* Material for this exercise
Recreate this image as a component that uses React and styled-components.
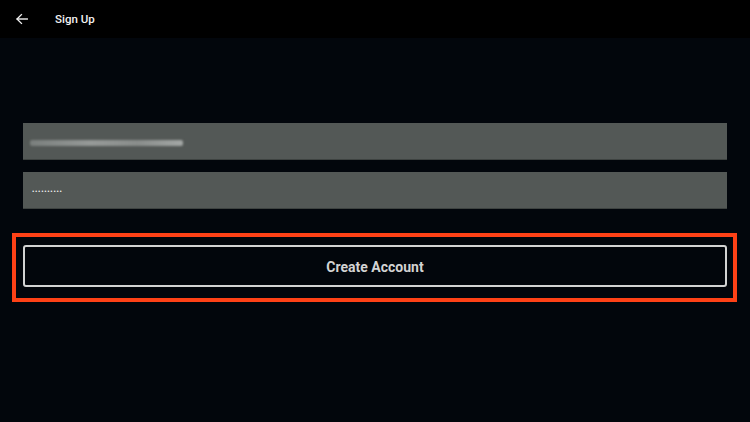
import styled, { createGlobalStyle } from 'styled-components';

const GlobalStyle = createGlobalStyle`
  html, body {
    margin: 0;
    padding: 0;
    background: #02060c;
    font-family: Roboto, "Liberation Sans", sans-serif;
  }
`;

const Page = styled.div`
  width: 750px;
  height: 422px;
  background: #02060c;
  display: flex;
  flex-direction: column;
`;

const Header = styled.header`
  height: 38px;
  background: #000;
  display: flex;
  align-items: center;
  padding-left: 14px;
  box-sizing: border-box;
`;

const BackButton = styled.div`
  width: 16px;
  height: 16px;
  display: flex;
  align-items: center;
  justify-content: center;
  margin-right: 25px;
`;

const Title = styled.h1`
  margin: 0;
  font-size: 11.5px;
  font-weight: 500;
  color: #f2f2f2;
`;

const Form = styled.div`
  display: flex;
  flex-direction: column;
  padding: 85px 23px 0 23px;
`;

const Field = styled.div`
  height: 37px;
  background: #535856;
  border-bottom: 1px solid #3e4341;
  box-sizing: border-box;
  display: flex;
  align-items: center;
  padding-left: ${(p) => p.$pad || 8}px;
  margin-bottom: ${(p) => p.$gap || 0}px;
`;

const Redacted = styled.span`
  display: block;
  width: 153px;
  height: 6px;
  margin-top: 3px;
  border-radius: 2px;
  background: linear-gradient(90deg, #7a7f7d 0%, #969a98 40%, #898d8b 70%, #a3a7a5 100%);
  filter: blur(0.9px);
`;

const Dots = styled.span`
  font-size: 7px;
  letter-spacing: 0.7px;
  color: #f4f4f4;
  line-height: 1;
  margin-top: 4px;
`;

const Highlight = styled.div`
  margin: 24px -10px 0 -11px;
  border: 4px solid #fe4116;
  padding: 8px 6px 11px 7px;
`;

const CreateButton = styled.button`
  width: 100%;
  height: 42px;
  background: #02060c;
  border: 2px solid #d2d3d3;
  border-radius: 3px;
  color: #d3d3d3;
  font-family: Roboto, "Liberation Sans", sans-serif;
  font-size: 14px;
  font-weight: 700;
  display: flex;
  align-items: center;
  justify-content: center;
  padding: 1px 0 0 0;
`;

const App = () => {
  return (
    <>
      <GlobalStyle />
      <Page>
        <Header>
          <BackButton>
            <svg width="14" height="14" viewBox="0 0 24 24" fill="none" stroke="#f2f2f2" strokeWidth="2.4" strokeLinecap="square">
              <path d="M21 12H4" />
              <path d="M11 4.5L3.5 12L11 19.5" />
            </svg>
          </BackButton>
          <Title>Sign Up</Title>
        </Header>
        <Form>
          <Field $gap={12} $pad={7}>
            <Redacted />
          </Field>
          <Field $pad={9}>
            <Dots>••••••••••</Dots>
          </Field>
          <Highlight>
            <CreateButton>Create Account</CreateButton>
          </Highlight>
        </Form>
      </Page>
    </>
  );
};

export default App;
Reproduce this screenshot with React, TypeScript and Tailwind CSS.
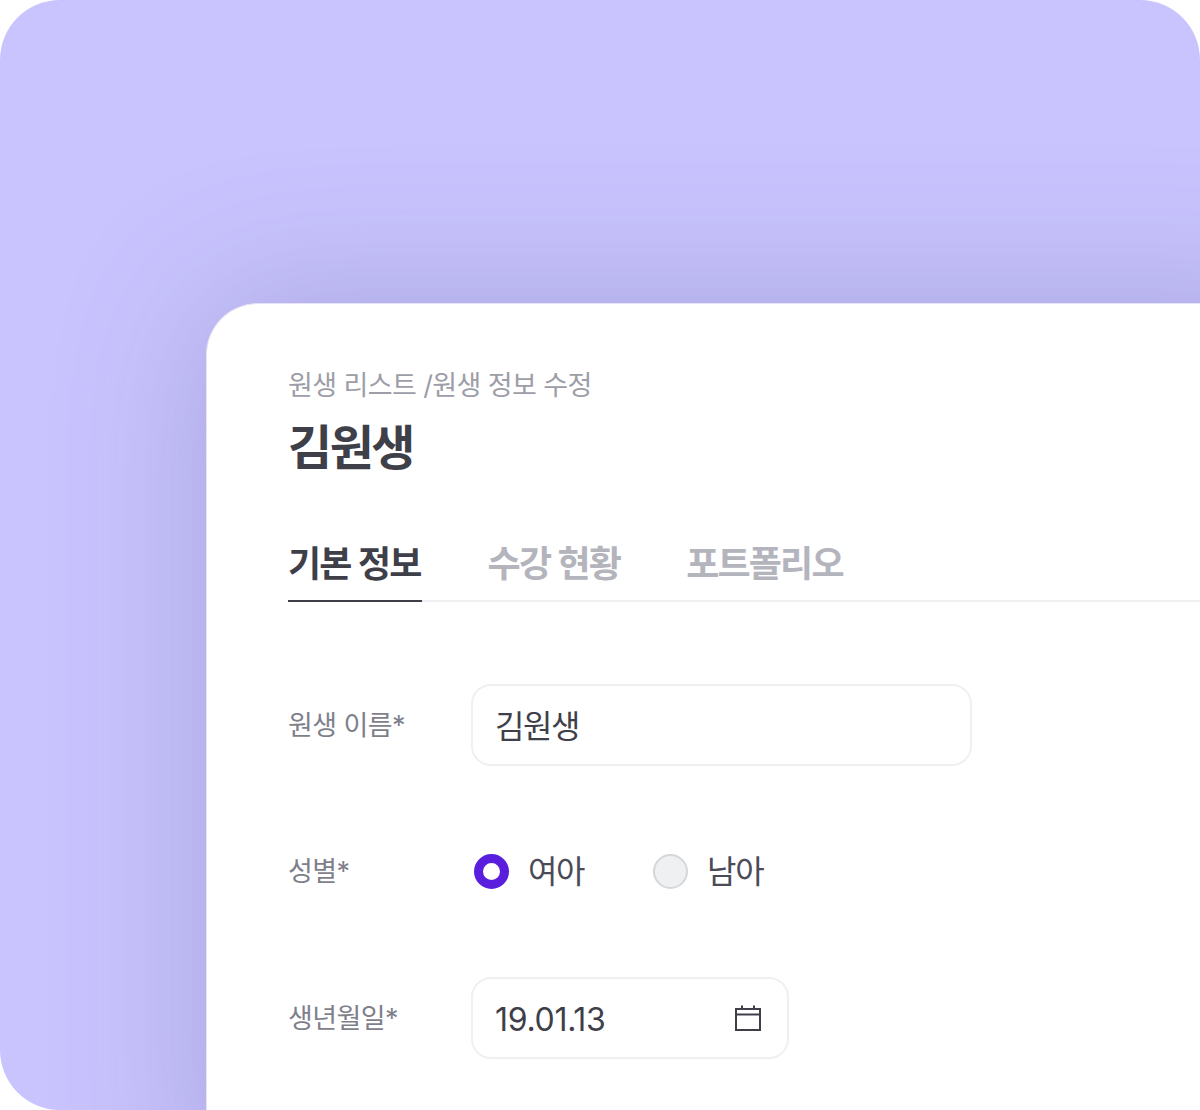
const font = "font-['Inter','Noto_Sans_CJK_KR',sans-serif]";

function CalendarIcon() {
  return (
    <svg width="28" height="28" viewBox="0 0 28 28" fill="none" stroke="#3f3f4a" strokeWidth="2" className="shrink-0">
      <rect x="2" y="5" width="24" height="21" />
      <path d="M2 10.500h24" />
      <path d="M8 1.500v3.500M20 1.500v3.500" />
    </svg>
  );
}

function Row({ label, children, className }: { label: string; children: React.ReactNode; className: string }) {
  return (
    <div className={`flex items-center ${className}`}>
      <div className="w-[183px] shrink-0 pt-[2px] text-[27px] leading-[36px] tracking-[-0.6px] text-[#7f7f8c]">{label}</div>
      {children}
    </div>
  );
}

function Radio({ checked, label }: { checked?: boolean; label: string }) {
  return (
    <div className="flex items-center gap-[19px]">
      {checked ? (
        <span className="box-border size-[35px] rounded-full border-[9px] border-[#5a1fdc] bg-white" />
      ) : (
        <span className="box-border size-[35px] rounded-full border-2 border-[#d6d7da] bg-[#eff0f2]" />
      )}
      <span className="pt-[1px] text-[32px] leading-[40px] tracking-[-1.4px] text-[#4b4b57]">{label}</span>
    </div>
  );
}

export default function App() {
  return (
    <div className={`h-[1110px] w-[1200px] overflow-hidden bg-white ${font}`}>
      <div className="h-[1110px] rounded-[60px] bg-[#c9c4fe] pl-[206px] pt-[303px]">
        <div className="h-[900px] w-[1100px] rounded-tl-[52px] border-l border-t border-[#e6e4f4] bg-white pl-[81px] pt-[64px] shadow-[0_0_150px_rgba(90,90,140,0.3)]">
          <div className="text-[27px] leading-[36px] tracking-[-0.6px] text-[#9d9da8]">원생 리스트 /원생 정보 수정</div>
          <h1 className="mt-[12px] text-[48px] font-bold leading-[64px] tracking-[-2.5px] text-[#3f3f4a]">김원생</h1>
          <div className="mt-[56px] flex h-[66px] w-[1000px] items-start gap-[66px] border-b-2 border-[#eff0f2]">
            <div className="-mb-[2px] h-[66px] border-b-2 border-[#3f3f4a] pr-[1px] text-[36px] font-semibold leading-[56px] tracking-[-1.8px] text-[#3f3f4a]">기본 정보</div>
            <div className="text-[36px] font-semibold leading-[56px] tracking-[-1.8px] text-[#b4b4bd]">수강 현황</div>
            <div className="text-[36px] font-semibold leading-[56px] tracking-[-1.8px] text-[#b4b4bd]">포트폴리오</div>
          </div>
          <Row label="원생 이름*" className="mt-[82px]">
            <div className="flex h-[82px] w-[501px] items-center rounded-[20px] border-2 border-[#eff0f2] px-[22px] pt-[3px] text-[32px] tracking-[-1.5px] text-[#3f3f4a]">김원생</div>
          </Row>
          <Row label="성별*" className="mt-[64px] h-[82px]">
            <div className="flex items-center gap-[69px] pl-[3px]">
              <Radio checked label="여아" />
              <Radio label="남아" />
            </div>
          </Row>
          <Row label="생년월일*" className="mt-[65px]">
            <div className="flex h-[82px] w-[318px] items-center justify-between rounded-[20px] border-2 border-[#eff0f2] pl-[22px] pr-[25px] text-[32px] tracking-[-0.3px] text-[#3f3f4a]">
              <span className="pt-[3px]">19.01.13</span>
              <CalendarIcon />
            </div>
          </Row>
        </div>
      </div>
    </div>
  );
}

* Challenge
Repeat the data exactly, dropping every picture it holds.

* Exercise solution
Recreate this image as a component that uses React and styled-components.
import styled, { createGlobalStyle } from 'styled-components';

const GlobalStyle = createGlobalStyle`
  html, body {
    margin: 0;
    padding: 0;
    background: #02060c;
    font-family: Roboto, "Liberation Sans", sans-serif;
  }
`;

const Page = styled.div`
  width: 750px;
  height: 422px;
  background: #02060c;
  display: flex;
  flex-direction: column;
`;

const Header = styled.header`
  height: 38px;
  background: #000;
  display: flex;
  align-items: center;
  padding-left: 14px;
  box-sizing: border-box;
`;

const BackButton = styled.div`
  width: 16px;
  height: 16px;
  display: flex;
  align-items: center;
  justify-content: center;
  margin-right: 25px;
`;

const Title = styled.h1`
  margin: 0;
  font-size: 11.5px;
  font-weight: 500;
  color: #f2f2f2;
`;

const Form = styled.div`
  display: flex;
  flex-direction: column;
  padding: 85px 23px 0 23px;
`;

const Field = styled.div`
  height: 37px;
  background: #535856;
  border-bottom: 1px solid #3e4341;
  box-sizing: border-box;
  display: flex;
  align-items: center;
  padding-left: ${(p) => p.$pad || 8}px;
  margin-bottom: ${(p) => p.$gap || 0}px;
`;

const Redacted = styled.span`
  display: block;
  width: 153px;
  height: 6px;
  margin-top: 3px;
  border-radius: 2px;
  background: linear-gradient(90deg, #7a7f7d 0%, #969a98 40%, #898d8b 70%, #a3a7a5 100%);
  filter: blur(0.9px);
`;

const Dots = styled.span`
  font-size: 7px;
  letter-spacing: 0.7px;
  color: #f4f4f4;
  line-height: 1;
  margin-top: 4px;
`;

const Highlight = styled.div`
  margin: 24px -10px 0 -11px;
  border: 4px solid #fe4116;
  padding: 8px 6px 11px 7px;
`;

const CreateButton = styled.button`
  width: 100%;
  height: 42px;
  background: #02060c;
  border: 2px solid #d2d3d3;
  border-radius: 3px;
  color: #d3d3d3;
  font-family: Roboto, "Liberation Sans", sans-serif;
  font-size: 14px;
  font-weight: 700;
  display: flex;
  align-items: center;
  justify-content: center;
  padding: 1px 0 0 0;
`;

const App = () => {
  return (
    <>
      <GlobalStyle />
      <Page>
        <Header>
          <BackButton>
            <svg width="14" height="14" viewBox="0 0 24 24" fill="none" stroke="#f2f2f2" strokeWidth="2.4" strokeLinecap="square">
              <path d="M21 12H4" />
              <path d="M11 4.5L3.5 12L11 19.5" />
            </svg>
          </BackButton>
          <Title>Sign Up</Title>
        </Header>
        <Form>
          <Field $gap={12} $pad={7}>
            <Redacted />
          </Field>
          <Field $pad={9}>
            <Dots>••••••••••</Dots>
          </Field>
          <Highlight>
            <CreateButton>Create Account</CreateButton>
          </Highlight>
        </Form>
      </Page>
    </>
  );
};

export default App;
Reproduce this screenshot with React, TypeScript and Tailwind CSS.
const font = "font-['Inter','Noto_Sans_CJK_KR',sans-serif]";

function CalendarIcon() {
  return (
    <svg width="28" height="28" viewBox="0 0 28 28" fill="none" stroke="#3f3f4a" strokeWidth="2" className="shrink-0">
      <rect x="2" y="5" width="24" height="21" />
      <path d="M2 10.500h24" />
      <path d="M8 1.500v3.500M20 1.500v3.500" />
    </svg>
  );
}

function Row({ label, children, className }: { label: string; children: React.ReactNode; className: string }) {
  return (
    <div className={`flex items-center ${className}`}>
      <div className="w-[183px] shrink-0 pt-[2px] text-[27px] leading-[36px] tracking-[-0.6px] text-[#7f7f8c]">{label}</div>
      {children}
    </div>
  );
}

function Radio({ checked, label }: { checked?: boolean; label: string }) {
  return (
    <div className="flex items-center gap-[19px]">
      {checked ? (
        <span className="box-border size-[35px] rounded-full border-[9px] border-[#5a1fdc] bg-white" />
      ) : (
        <span className="box-border size-[35px] rounded-full border-2 border-[#d6d7da] bg-[#eff0f2]" />
      )}
      <span className="pt-[1px] text-[32px] leading-[40px] tracking-[-1.4px] text-[#4b4b57]">{label}</span>
    </div>
  );
}

export default function App() {
  return (
    <div className={`h-[1110px] w-[1200px] overflow-hidden bg-white ${font}`}>
      <div className="h-[1110px] rounded-[60px] bg-[#c9c4fe] pl-[206px] pt-[303px]">
        <div className="h-[900px] w-[1100px] rounded-tl-[52px] border-l border-t border-[#e6e4f4] bg-white pl-[81px] pt-[64px] shadow-[0_0_150px_rgba(90,90,140,0.3)]">
          <div className="text-[27px] leading-[36px] tracking-[-0.6px] text-[#9d9da8]">원생 리스트 /원생 정보 수정</div>
          <h1 className="mt-[12px] text-[48px] font-bold leading-[64px] tracking-[-2.5px] text-[#3f3f4a]">김원생</h1>
          <div className="mt-[56px] flex h-[66px] w-[1000px] items-start gap-[66px] border-b-2 border-[#eff0f2]">
            <div className="-mb-[2px] h-[66px] border-b-2 border-[#3f3f4a] pr-[1px] text-[36px] font-semibold leading-[56px] tracking-[-1.8px] text-[#3f3f4a]">기본 정보</div>
            <div className="text-[36px] font-semibold leading-[56px] tracking-[-1.8px] text-[#b4b4bd]">수강 현황</div>
            <div className="text-[36px] font-semibold leading-[56px] tracking-[-1.8px] text-[#b4b4bd]">포트폴리오</div>
          </div>
          <Row label="원생 이름*" className="mt-[82px]">
            <div className="flex h-[82px] w-[501px] items-center rounded-[20px] border-2 border-[#eff0f2] px-[22px] pt-[3px] text-[32px] tracking-[-1.5px] text-[#3f3f4a]">김원생</div>
          </Row>
          <Row label="성별*" className="mt-[64px] h-[82px]">
            <div className="flex items-center gap-[69px] pl-[3px]">
              <Radio checked label="여아" />
              <Radio label="남아" />
            </div>
          </Row>
          <Row label="생년월일*" className="mt-[65px]">
            <div className="flex h-[82px] w-[318px] items-center justify-between rounded-[20px] border-2 border-[#eff0f2] pl-[22px] pr-[25px] text-[32px] tracking-[-0.3px] text-[#3f3f4a]">
              <span className="pt-[3px]">19.01.13</span>
              <CalendarIcon />
            </div>
          </Row>
        </div>
      </div>
    </div>
  );
}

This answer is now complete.